I had heard scattered mentions of Prague and how gorgeous this medieval city was, and almost as you do when reading a book, I drew up Prague in my mind. As the plane circled, I studied it from above and thought that it looked much smaller than I had pictured. We flew over a little neighborhood on the outskirts of the city – it must be Prague’s version of the suburbs, I thought. We debarked the plane and merged into the surprisingly immaculate terminal, which was reassuring since it was a former Soviet bloc country and not as widely discussed and part of common knowledge as major cities throughout Western Europe are – we didn’t know what to expect, and with every debarkation, whether it be from a plane, train, or something else, comes new nervousness and fears and doubts, no matter where you are.
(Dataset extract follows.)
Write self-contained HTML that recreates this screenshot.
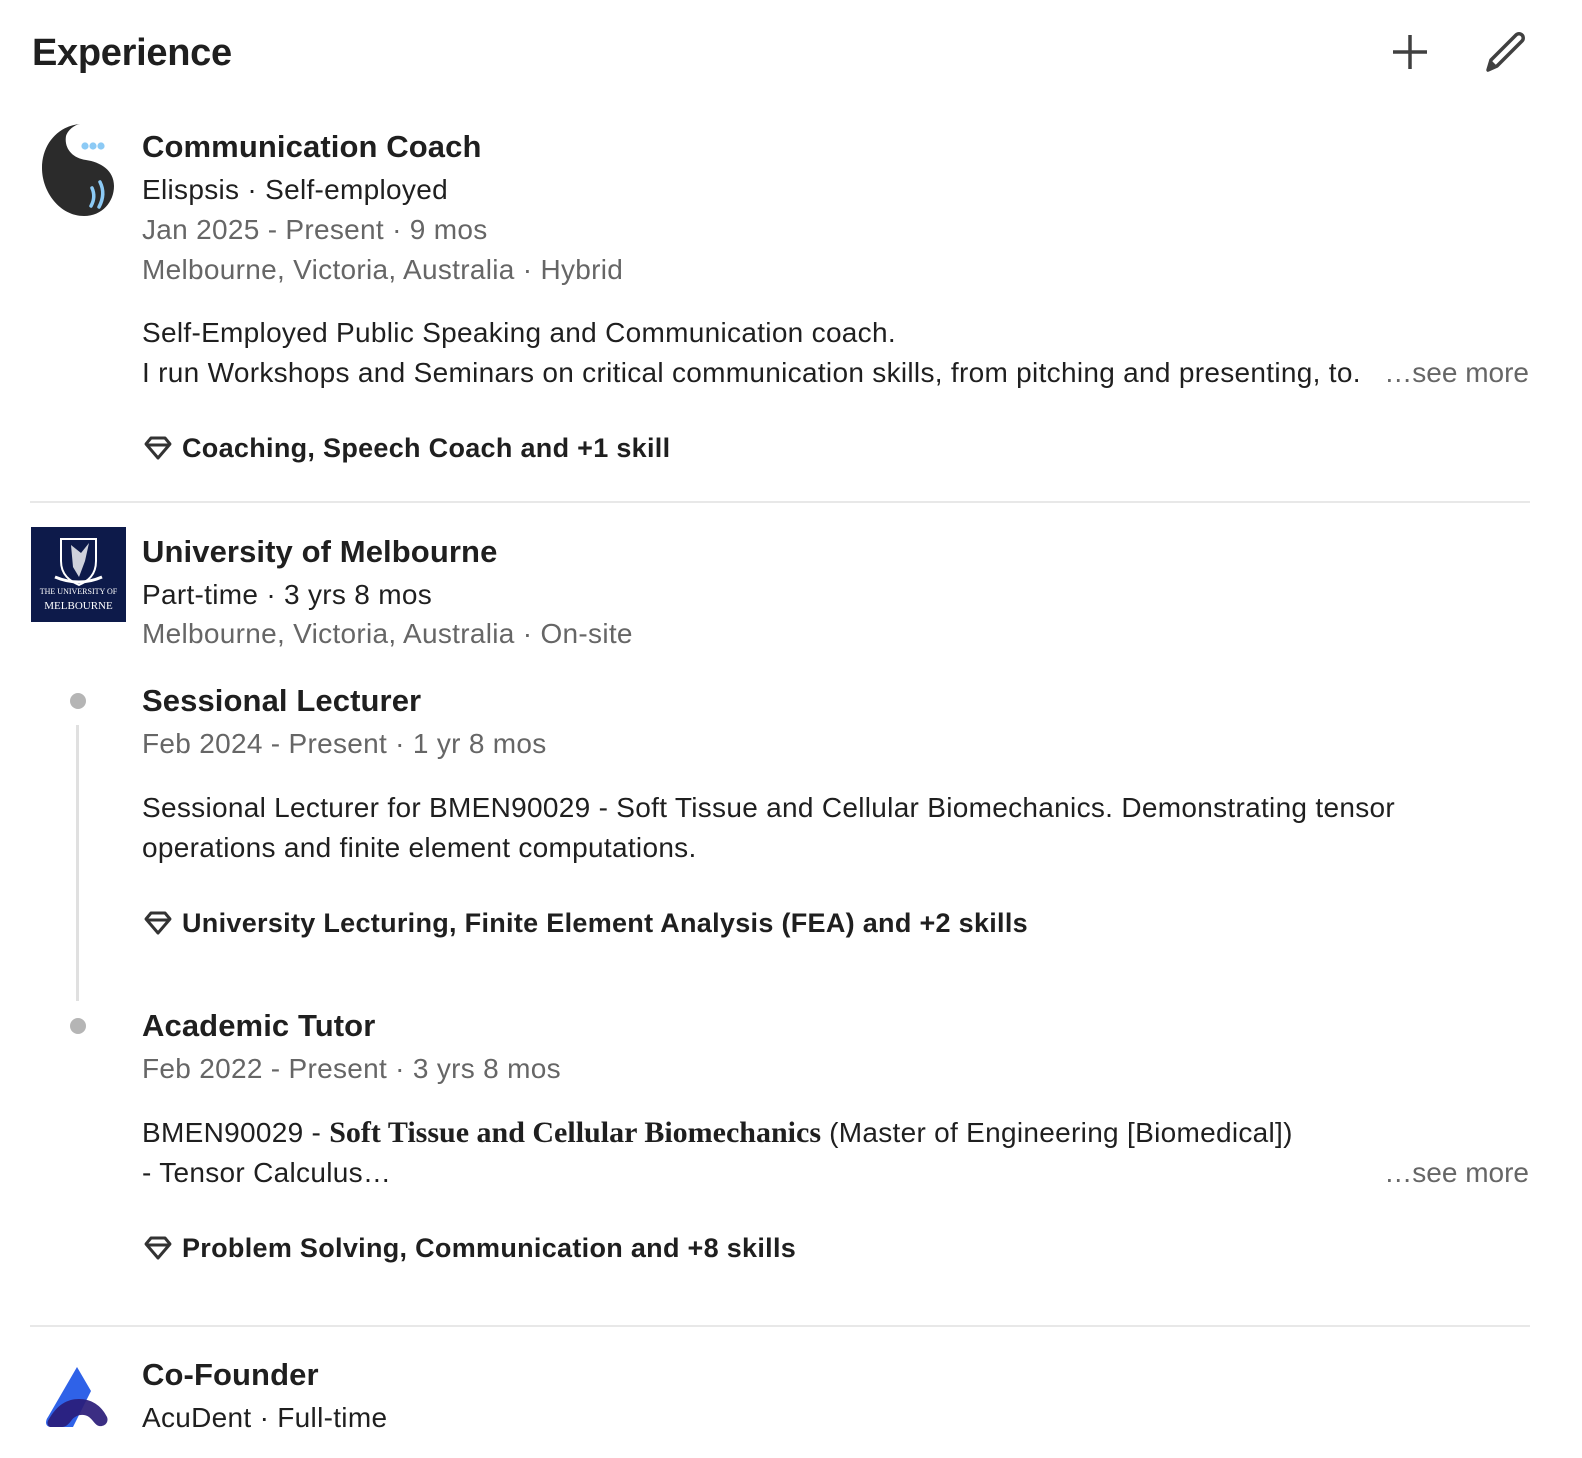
<!DOCTYPE html>
<html><head><meta charset="utf-8"><style>
body{margin:0;width:1582px;height:1458px;background:#fff;font-family:"Liberation Sans",sans-serif;color:#1f1f1f;position:relative;overflow:hidden}
.a{position:absolute;white-space:nowrap;line-height:40px}
.h{font-size:38px;font-weight:bold;letter-spacing:-0.3px}
.t{font-size:31px;font-weight:bold;letter-spacing:0.1px}
.b{font-size:28px;letter-spacing:0.3px}
.g{font-size:28px;letter-spacing:0.3px;color:#666}
.s{font-size:27px;font-weight:bold;letter-spacing:0.3px}
.m{font-size:28px;color:#666}
.hr{position:absolute;left:30px;width:1500px;height:2px;background:#e8e8e8}
.dot{position:absolute;width:16px;height:16px;border-radius:50%;background:#b5b5b5;left:70px}
</style></head><body>
<div class="a h" style="left:32px;top:33px">Experience</div>
<svg style="position:absolute;left:1390px;top:32px" width="40" height="40" viewBox="0 0 40 40"><path d="M20 3v34M3 20h34" stroke="#404040" stroke-width="3.5"/></svg>
<svg style="position:absolute;left:1484px;top:30px" width="44" height="44" viewBox="0 0 44 44"><path d="M4 40l3-10L32 5a4 4 0 0 1 6 6L13 36z" fill="none" stroke="#404040" stroke-width="3.5" stroke-linejoin="round"/><path d="M4 40l3-10 6 6z" fill="#404040"/></svg>

<svg style="position:absolute;left:38px;top:120px" width="80" height="100" viewBox="0 0 80 100"><path d="M42 4C20 6 4 24 4 48c0 24 18 48 42 48 18 0 30-14 30-30 0-16-14-24-28-26-14-2-22-12-20-24 2-6 8-11 14-12z" fill="#2b2b2b"/><circle cx="47" cy="26" r="3.6" fill="#8ccaf5"/><circle cx="55" cy="26" r="3.6" fill="#8ccaf5"/><circle cx="63" cy="26" r="3.6" fill="#8ccaf5"/><path d="M54 68q4 9-1 18M62 62q6 12-1 25" stroke="#8ccaf5" stroke-width="3.5" fill="none" stroke-linecap="round"/></svg>
<div class="a t" style="left:142px;top:127px">Communication Coach</div>
<div class="a b" style="left:142px;top:170px">Elispsis · Self-employed</div>
<div class="a g" style="left:142px;top:210px">Jan 2025 - Present · 9 mos</div>
<div class="a g" style="left:142px;top:250px">Melbourne, Victoria, Australia · Hybrid</div>
<div class="a b" style="left:142px;top:313px">Self-Employed Public Speaking and Communication coach.</div>
<div class="a b" style="left:142px;top:353px;width:1232px;overflow:hidden">I run Workshops and Seminars on critical communication skills, from pitching and presenting, to.</div>
<div class="a m" style="right:53px;top:353px">…see more</div>
<svg style="position:absolute;left:144px;top:435px" width="28" height="26" viewBox="0 0 28 26"><path d="M7 3h14l5 6-12 14L2 9z" fill="none" stroke="#333" stroke-width="3" stroke-linejoin="round"/><path d="M4 10h20" stroke="#333" stroke-width="3"/></svg>
<div class="a s" style="left:182px;top:428px">Coaching, Speech Coach and +1 skill</div>
<div class="hr" style="top:501px"></div>

<div style="position:absolute;left:31px;top:527px;width:95px;height:95px;background:#0d1a4a"><svg width="95" height="95" viewBox="0 0 95 95"><path d="M30 12h35v22c0 14-8 20-17 24-9-4-18-10-18-24z" fill="none" stroke="#fff" stroke-width="2"/><path d="M40 18l10 8 8-10-4 18-6 16-6-10z" fill="#fff" opacity=".8"/><path d="M24 50q24 10 47 0" stroke="#fff" stroke-width="3" fill="none"/><text x="47.5" y="67" fill="#fff" font-size="8" text-anchor="middle" font-family="Liberation Serif">THE UNIVERSITY OF</text><text x="47.5" y="82" fill="#fff" font-size="11" text-anchor="middle" font-family="Liberation Serif">MELBOURNE</text></svg></div>
<div class="a t" style="left:142px;top:532px">University of Melbourne</div>
<div class="a b" style="left:142px;top:575px">Part-time · 3 yrs 8 mos</div>
<div class="a g" style="left:142px;top:614px">Melbourne, Victoria, Australia · On-site</div>
<div class="dot" style="top:693px"></div>
<div style="position:absolute;left:76px;top:725px;width:3px;height:276px;background:#e0e0e0"></div>
<div class="a t" style="left:142px;top:681px">Sessional Lecturer</div>
<div class="a g" style="left:142px;top:724px">Feb 2024 - Present · 1 yr 8 mos</div>
<div class="a b" style="left:142px;top:788px">Sessional Lecturer for BMEN90029 - Soft Tissue and Cellular Biomechanics. Demonstrating tensor</div>
<div class="a b" style="left:142px;top:828px">operations and finite element computations.</div>
<svg style="position:absolute;left:144px;top:910px" width="28" height="26" viewBox="0 0 28 26"><path d="M7 3h14l5 6-12 14L2 9z" fill="none" stroke="#333" stroke-width="3" stroke-linejoin="round"/><path d="M4 10h20" stroke="#333" stroke-width="3"/></svg>
<div class="a s" style="left:182px;top:903px">University Lecturing, Finite Element Analysis (FEA) and +2 skills</div>
<div class="dot" style="top:1018px"></div>
<div class="a t" style="left:142px;top:1006px">Academic Tutor</div>
<div class="a g" style="left:142px;top:1049px">Feb 2022 - Present · 3 yrs 8 mos</div>
<div class="a b" style="left:142px;top:1113px">BMEN90029 - <b style="font-family:'Liberation Serif',serif;font-size:30px;letter-spacing:0">Soft Tissue and Cellular Biomechanics</b> (Master of Engineering [Biomedical])</div>
<div class="a b" style="left:142px;top:1153px">- Tensor Calculus…</div>
<div class="a m" style="right:53px;top:1153px">…see more</div>
<svg style="position:absolute;left:144px;top:1235px" width="28" height="26" viewBox="0 0 28 26"><path d="M7 3h14l5 6-12 14L2 9z" fill="none" stroke="#333" stroke-width="3" stroke-linejoin="round"/><path d="M4 10h20" stroke="#333" stroke-width="3"/></svg>
<div class="a s" style="left:182px;top:1228px">Problem Solving, Communication and +8 skills</div>
<div class="hr" style="top:1325px"></div>

<svg style="position:absolute;left:45px;top:1365px" width="66" height="66" viewBox="0 0 66 66"><path d="M32 2l14 24-18 36H6c-6 0-6-6-3-10z" fill="#2f62e8"/><path d="M6 62c-3 0-5-4-2-8 8-14 18-20 30-20s22 6 28 18c2 5-2 10-8 9-4-1-6-6-10-9-6-4-14-2-18 4-4 5-6 6-10 6z" fill="#2a1c78" opacity=".92"/></svg>
<div class="a t" style="left:142px;top:1355px">Co-Founder</div>
<div class="a b" style="left:142px;top:1398px">AcuDent · Full-time</div>
</body></html>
We had hired a private transport to our place since it was so cheap, relative to where we had just been in Switzerland and Milan. We could finally afford a little luxury, and peace of mind that we weren’t the ones responsible for navigating to this place. Except my mind went into overly-cautious territory and I started imagining things since the driver resembled every bad guy from a James Bond or Mission Impossible film – where was he taking us? Is this the right way? What if he just drops us off somewhere different and we have no idea and it’s a set up and we get robbed? So much for peace of mind.
Well, all of this worrying was in vain because, as we quickly learned, Prague was amazingly wonderful and we had nothing to worry about. Yes, it was a little less “polished” than London or Paris, but that was part of the charm. Yes, we were staying well outside of the main tourist area where there was graffiti and empty garbage-strewn lots, and store fronts with oddly-clothed mannequins. But it was alright because we settled into our little routine for Prague. We walked down the street each morning to the bus stop, bought a bus ticket from the Tabak, hopped on the bus, and got a peek into the daily lives of the Czech people who live in this magnificent, rising city.
I quickly found myself enamored and drawn to the Old Town. It seemed as if every time we ventured out, there was something new to see. I suspect that even if one knew every turn and corner of the old streets, it would still be like new with the changing of the seasons. I said many times that we should come back during Christmas at least once, when the magic of magical places is magnified. If I have reserved the term “magical” for one place on our entire trip, Prague takes the title. Okay, and maybe Paris at night. Rough around the edges but still beautiful and mysterious, imposing while still reserved.
We learned the 1,200 year old history of Prague, but mostly of the long history of oppression – first by Nazi Germany, and then no sooner than four days after the Nazis had been expelled did the Red Army march into Prague, which continued the oppression under Soviet rule that would last until the 1980s, until the peaceful protest and collapse of Communism now known as the Velvet Revolution. And we learned the sad story of the Jewish Quarter, a neighborhood that was and is no longer inhabited by barely any Jews, like many neighborhoods in many European cities.
We spent our time wandering the winding cobblestone streets of Old Town, eager to leave no hidden attraction undiscovered. We strolled the famous Charles Bridge, enjoying the street performers, the vendors, and the views. We ate very well (for cheap) and drank many pints of Pilsner Urquell. We spent two whole days at the Prague Castle, exploring the seat of past Kings of Bohemia, Roman Emperors, and now the President of the Czech Republic.
Even though we were there for a short time, Prague almost started to feel like home and we didn’t want to leave. I am still convinced there is more to see, eat, and explore in Prague and the Czech Republic. This dynamic and multi-faceted city leaves nothing to be desired – except more cold beer!